Still, the importance of cities for the consumption story cannot be overstated. They account for 76 percent of China’s household consumption even though the urbanization rate is only 47 percent – about the same as the United States a century ago. Incomes in towns are three times higher than in the countryside.

With the urbanization rate not likely to peak until 2030 at around 68 percent, according to the Chinese Academy of Social Sciences, towns thus have the potential to be a big driver of growth led by consumption and services, not investment and industry.

Consultants McKinsey & Co expects China by 2025 to have 221 cities with more than one million inhabitants, compared with 35 in Europe today. Zhengzhou, the capital of Henan, China’s most populous province, will have a bigger economy than Sweden, Hong Kong or Israel by 2020, according to the Economist Intelligence Unit.

To accommodate the ever-swelling ranks of urban dwellers, the Communist Party is embarking on another huge policy shift.

It is ramping up construction of subsidized housing for families on low incomes who cannot afford stratospheric market prices.

Ulrich at J.P. Morgan expects China to break ground on six million such apartments every year during the next five-year plan.

The boost to consumption that will come from urbanization and granting more migrants permanent residency has every chance of being reinforced by China’s demographic profile.

With the working-age population set to shrink from around 2015, China is destined to grow old rapidly. As it does, retirees will draw down their savings — as has happened in Japan.

At the same time, a younger generation of well-educated Chinese who never knew the privations their parents and grandparents suffered have fewer inhibitions about spending.

Meet Hou Jiexin.


Hou, a 27-year-old finance manager originally from southwest China, earns about 200,000 yuan ($30,000) a year and saves barely a penny.

“My parents are saving for me back in Chongqing for when I get married, but I’m not saving,” said Hou, a Burberry scarf around her neck and a Swatch on her wrist as she sipped a latte in the posh Oriental Plaza shopping mall in downtown Beijing.

Hou belongs to what is called in China the “Moonlight Clan,” young adults who spend their entire monthly salary, earned over the course of a lunar cycle.

In addition to a 4,500 yuan monthly mortgage payment for her 45-square-meter studio apartment, she spends her money on Estee Lauder and Biotherm cosmetics, vacations, restaurants — and classes to prepare for admission to an MBA course.
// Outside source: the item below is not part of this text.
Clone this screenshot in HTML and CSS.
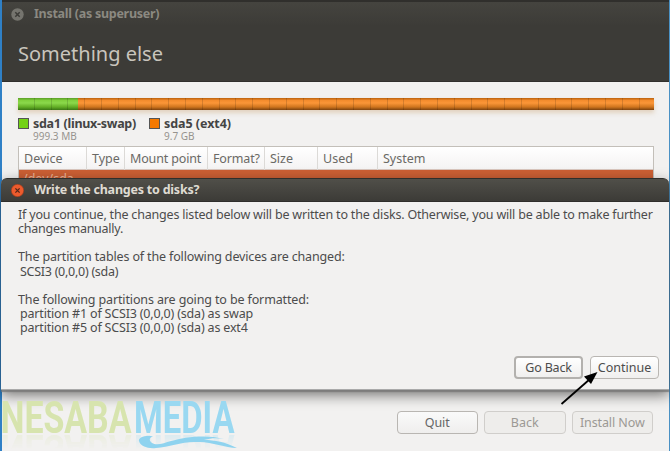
FILE: index.html
```html
<!DOCTYPE html>
<html lang="en">
<head>
<meta charset="utf-8">
<title>Install</title>
<link rel="stylesheet" href="styles.css">
</head>
<body>
<main class="window">
  <header class="head">
    <div class="titlebar">
      <svg class="close" viewBox="0 0 13 13"><circle cx="6.5" cy="6.5" r="6.2" fill="#75746e"/><path d="M4.3 4.3l4.4 4.4M8.7 4.3L4.3 8.7" stroke="#3c3b37" stroke-width="1.5"/></svg>
      <span class="t-install">Install (as superuser)</span>
    </div>
    <h1>Something else</h1>
  </header>
  <section class="content">
    <div class="disk"><div class="swap"></div><div class="ext"></div></div>
    <div class="legend">
      <div class="item first"><i class="sw green"></i><div><b class="l1">sda1 (linux-swap)</b><small>999.3 MB</small></div></div>
      <div class="item"><i class="sw orange"></i><div><b class="l2">sda5 (ext4)</b><small>9.7 GB</small></div></div>
    </div>
    <div class="table">
      <div class="thead">
        <span>Device</span><span>Type</span><span class="mount">Mount point</span><span class="format">Format?</span><span>Size</span><span>Used</span><span>System</span>
      </div>
      <div class="row">/dev/sda</div>
    </div>
  </section>
  <footer class="actions">
    <button class="btn">Quit</button><button class="btn off">Back</button><button class="btn off inst">Install Now</button>
  </footer>
</main>
<section class="dialog">
  <div class="dialog-title">
    <svg class="close" viewBox="0 0 13 13"><circle cx="6.5" cy="6.5" r="6.2" fill="#ed5b2d" stroke="#a43a1b" stroke-width=".6"/><path d="M4.4 4.4l4.2 4.2M8.6 4.4L4.4 8.6" stroke="#54271a" stroke-width="1.3"/></svg>
    <span class="t-write">Write the changes to disks?</span>
  </div>
  <div class="message">
    <p class="m1">If you continue, the changes listed below will be written to the disks. Otherwise, you will be able to make further</p>
    <p class="m2">changes manually.</p>
    <p class="m3 gap">The partition tables of the following devices are changed:</p>
    <p class="m4 in">SCSI3 (0,0,0) (sda)</p>
    <p class="m5 gap">The following partitions are going to be formatted:</p>
    <p class="m6 in">partition #1 of SCSI3 (0,0,0) (sda) as swap</p>
    <p class="m6 in">partition #5 of SCSI3 (0,0,0) (sda) as ext4</p>
  </div>
  <div class="choices"><button class="btn back">Go Back</button><button class="btn cont">Continue</button></div>
</section>
<div class="brand">
  <svg class="words" width="240" height="34" viewBox="0 0 240 34">
    <text x="-1.5" y="33" textLength="131" lengthAdjust="spacingAndGlyphs" fill="#d7e4ae">NESABA</text>
    <text x="132" y="32.5" textLength="100.5" lengthAdjust="spacingAndGlyphs" fill="#99d8f1">MEDIA</text>
  </svg>
  <svg class="wave" width="102" height="14" viewBox="0 0 102 14"><path d="M15 .5C6-1 0 2 1 5c1 5 9 8 17 7 14-1 26-7 43-6 14 0 26 6 38 6C87 6 77 4 66 4c7-2 13-2 20-1C68-2 47 1 33 5c-7 2-14 5-19 2-4-3-2-6 1-6.500Z" fill="#8fd3ef"/></svg>
</div>
<svg class="arrow" width="40" height="36" viewBox="0 0 40 36"><path d="M1.500 32L30 7" stroke="#000" stroke-width="1.800"/><path d="M37.500 0L24 4.500 31 12Z"/></svg>
</body>
</html>
```
FILE: styles.css
```css
* { box-sizing: border-box; }
body { margin: 0; width: 670px; height: 451px; overflow: hidden; position: relative; background: #f2f1f0; font: 12.5px/14.2px "Noto Sans", sans-serif; color: #4c4c4c; }
.window { height: 451px; border-left: 2px solid #2f80c6; border-right: 1px solid #4a91c4; background: #f2f1f0; display: flex; flex-direction: column; }
.head { height: 82px; background: #3c3b37; border-top: 2px solid #302f2c; border-bottom: 1px solid #302f2c; flex: none; }
.titlebar { height: 24px; padding-left: 9px; display: flex; align-items: center; background: linear-gradient(#45443f, #3c3b37); color: #8b8981; font-weight: 700; }
.t-install { letter-spacing: -.27px; }
.t-write { letter-spacing: -.22px; }
.close { width: 13px; height: 13px; flex: none; margin-right: 10px; }
h1 { margin: 15px 0 0 16px; font: 400 20px/26px "Noto Sans", sans-serif; color: #c9c5bd; white-space: nowrap; }
.content { padding: 16px 15px 0 16px; height: 308px; flex: none; }
.disk { height: 12px; display: flex; position: relative; box-shadow: 0 3px 4px #d3b58f80; }
.disk::after { content: ""; position: absolute; inset: 0; background: repeating-linear-gradient(90deg, transparent 0 15.8px, #00000024 15.8px 16.8px); }
.swap { width: 60px; background: linear-gradient(#62a82b 0 1px, #7fce3b 2px, #8bd84b 5px, #62ad25 9px, #3b7616); }
.ext { flex: 1; background: linear-gradient(#c66a13 0 1px, #f28a2b 2px, #fb9638 5px, #cf741d 9px, #7d430f); }
.legend { display: flex; margin-top: 7px; }
.item { display: flex; width: 120px; }
.item.first { width: 131px; }
.sw { width: 11px; height: 11px; margin: 1px 4px 0 0; border: 1px solid #555; flex: none; }
.green { background: #73d216; }
.orange { background: #f57900; }
.item b, .item small { display: block; white-space: nowrap; }
.item b { line-height: 13px; color: #444; }
.l1 { letter-spacing: -.29px; }
.l2 { letter-spacing: -.05px; }
.item small { font-size: 10px; line-height: 12px; color: #96938e; }
.table { margin: 4px 0 0; border: 1px solid #c3bfb9; height: 238px; background: #fff; }
.thead { display: grid; grid-template-columns: 68px 38px 83px 57px 53px 60px 1fr; height: 23px; background: linear-gradient(#fff, #f4f3f3); border-bottom: 1px solid #d8c5bd; line-height: 23px; color: #6a6965; }
.thead span { padding-left: 5px; border-right: 1px solid #dcdad7; white-space: nowrap; }
.thead .mount { letter-spacing: -.15px; }
.thead .format { letter-spacing: -.15px; }
.thead span:last-child { border: 0; }
.row { height: 20px; background: #cb5f34; color: #eab397; padding-left: 4px; line-height: 18px; }
.actions { display: flex; gap: 6px; justify-content: flex-end; padding: 21px 16px 0 0; }
.btn { width: 82px; height: 23px; padding: 0; border: 1px solid #b9b6b2; border-radius: 4px; background: linear-gradient(#fafafa, #efeeed); font: 12.5px/19px "Noto Sans", sans-serif; color: #666; white-space: nowrap; }
.actions .btn { width: 81.5px; }
.inst { letter-spacing: -.1px; }
.actions .off { background: #eeedeb; border-color: #d0cecb; color: #9c9994; }
.dialog { position: absolute; left: 1px; top: 178px; width: 668px; height: 212px; background: #f2f1f0; border-radius: 6px 6px 0 0; border-bottom: 1px solid #aaa; box-shadow: 0 2px 1px #777777cc, 0 5px 14px #00000088; }
.dialog-title { height: 24px; padding-left: 10px; display: flex; align-items: center; background: linear-gradient(#504f49, #3c3b37); border: solid #2f2e2b; border-width: 1px 0; border-radius: 6px 6px 0 0; color: #dfdbd2; font-weight: 700; }
.message { padding: 6px 0 0 17px; height: 154px; }
p { margin: 0; white-space: nowrap; }
.m1 { letter-spacing: -.19px; }
.m2 { letter-spacing: -.25px; }
.m3 { letter-spacing: -.15px; }
.m4 { letter-spacing: -.27px; }
.m5 { letter-spacing: -.13px; }
.m6 { letter-spacing: -.18px; }
.gap { margin-top: 14px; }
.in { padding-left: 2px; }
.choices { display: flex; justify-content: flex-end; gap: 7px; padding-right: 10px; }
.choices .btn { width: 69px; color: #4c4c4c; background: linear-gradient(#fff, #f0efee); }
.choices .back { border: 2px solid #b3b1ae; line-height: 17px; letter-spacing: -.2px; }
.brand { position: absolute; left: 2px; top: 400px; width: 240px; height: 51px; }
.words { display: block; font: 700 45px Roboto, sans-serif; -webkit-box-reflect: below 0 linear-gradient(transparent 55%, #00000040); }
.wave { position: absolute; left: 136px; top: 36px; }
.arrow { position: absolute; left: 560px; top: 372px; }
```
Confident that her salary will keep rising nicely, she is planning a trip to Europe and fancies splashing out as much as 40,000 yuan on a Chanel bag.

“My mom says I already have way too many shoes and bags,” Hou said. “What I spend in Beijing is about two or three times what my parents spend between them in Chongqing.”

Her mobile phone is a Nokia 7100, which she bought in the summer after watching a movie about an office lady who got promoted to be a senior manager in an international company.

“I noticed the phone on the big screen, and I bought it because it looked very nice,” Hou said. “But yes, I know very well that it’s time to get an iPhone 4.”

Put all the pieces of the policy and demographic jigsaw together and the prospects are for a golden age of consumption in China, according to Morgan Stanley.

China’s consumption, now just 20 percent that of America’s, will reach two-thirds of the U.S. level by 2020, the bank projects. When it comes to incremental consumption in dollar terms, China overtook the United States back in 2008.

Goldman Sachs is equally bullish. It forecasts that Chinese retail sales, now worth $1.8 trillion a year, will leap to $5-6 trillion by 2020. “That’s what this decade is all about,” said Jim O’Neill, chairman of Goldman Sachs Asset Management.


It will be a long time before the Moonlight Clan makes it to Xiahe. Life there ticks over more modestly than in Beijing.

In the Sunshine General Goods Store, a middle-aged Tibetan nomad inspects a blue plastic bucket and then a pink one. She turns each one upside down and then shows the blue one to her husband. He grunts at the shopkeeper, who asks for 18 yuan. They settle on 15 yuan, with a lid thrown in.

“They’ve come in from the pastures to worship and to shop. They’ll use it to hold yak milk,” the shopkeeper explains.

Down the street, Wangchen, another nomad, is buying thick cloth that looks like a polyester blanket for 15 yuan a meter. It will make her first new dress in five years.

She and her husband are shopping with a friend, a huge black and white sacred Tibetan bead around his neck to ward off evil.

“Our life doesn’t get any better. I have three children to raise and it’s very costly. I can’t spend my money on luxuries,” the 33-year-old nomad says. He wears a rough jacket and leather trousers tucked into heavy boots.

Raising the living standards of nomads like Wangchen and of migrants like Wang is the all-consuming priority of the Communist Party. With close to 300 million people still scraping by on less than $2 a day, the task is daunting. Yet an even larger number of Chinese has been lifted out of poverty in the past 30 years. Their lifestyle is modest but it is incalculably better than it was.

Drolma picks through windcheaters and plastic trousers piled high on a Xiahe street stall and hands over 60 yuan for a khaki jacket.

“Of course I can afford to go shopping. We are doing very well these days. We raise yaks.” She holds up a yellow box with a picture of Hong Kong film idol Jackie Chan on the front. “I’ve bought a DVD player. It cost me 700 yuan, but I can manage that.”

Her husband drives up on his motorcycle and the couple disappears into a shop selling the gorgeous gold brocades that Tibetans like to adorn their hats. He breaks into a smile and tries on a new jacket.